Sarel Butavia, one of the producers and survivors of the Nova music festival where hundreds of festival-goers were mercilessly butchered by Hamas terrorists on October 7, helped create an exhibition in Tel Aviv in memory of the victims which recreates the scenes of the massacre at the rave.

In an interview with Arutz Sheva-Israel National News, Butavia said that the exhibition was created "to spread the values that we came to spread in our festival."

He called the festival "a party of love, of peace, of spreading of light."

"We see here all the original parts from the festival, all the construction. We see the cars, the bathrooms with the holes of the machine guns.

"People from all over the world are coming here to see, to connect. They bring us a lot of love and they want to help," he said.

"Three months after [the massacre], it's important to us to spread the values that we came to spread in the festival - and the opposite values that the terrorists arrived with them - to keep those values of love, of light, for all of us.

He described how he survived the massacre. "I was at the party until the terrorists arrived. The moment they arrived I hid under the main stage. Two security guards ran to us and screamed to us,' Run away, terrorists, as fast as possible!'"

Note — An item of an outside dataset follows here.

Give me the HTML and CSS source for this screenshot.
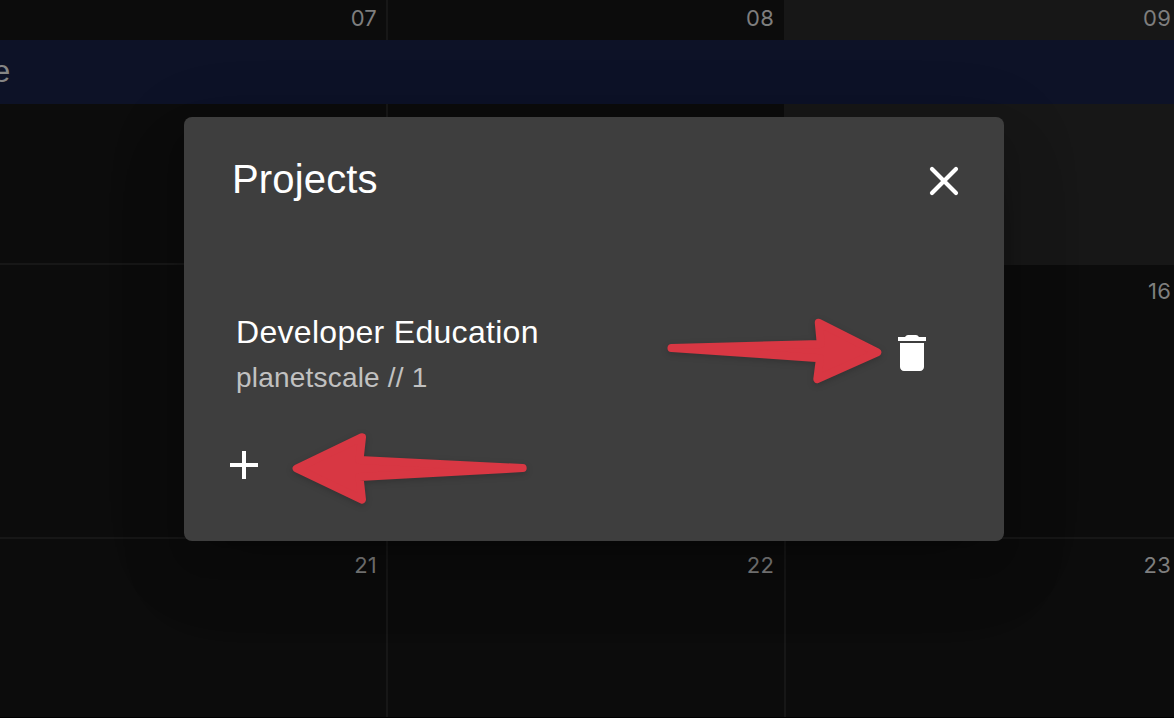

"Me and my girlfriend and another 40 people started to run from under the main stage. Most of the 40 people that was with us didn't survive. I ran away to some cactus and hid there. After a couple of minutes, terrorists arrived again. We ran away again. Then we arrived at the tank that maybe you saw in some of the videos. After that it was seven hours running on the fields.

"Our community is a community of love, of light. We came to be together. We want to keep al the community together, to take on the responsibility of taking care of the community," he concluded.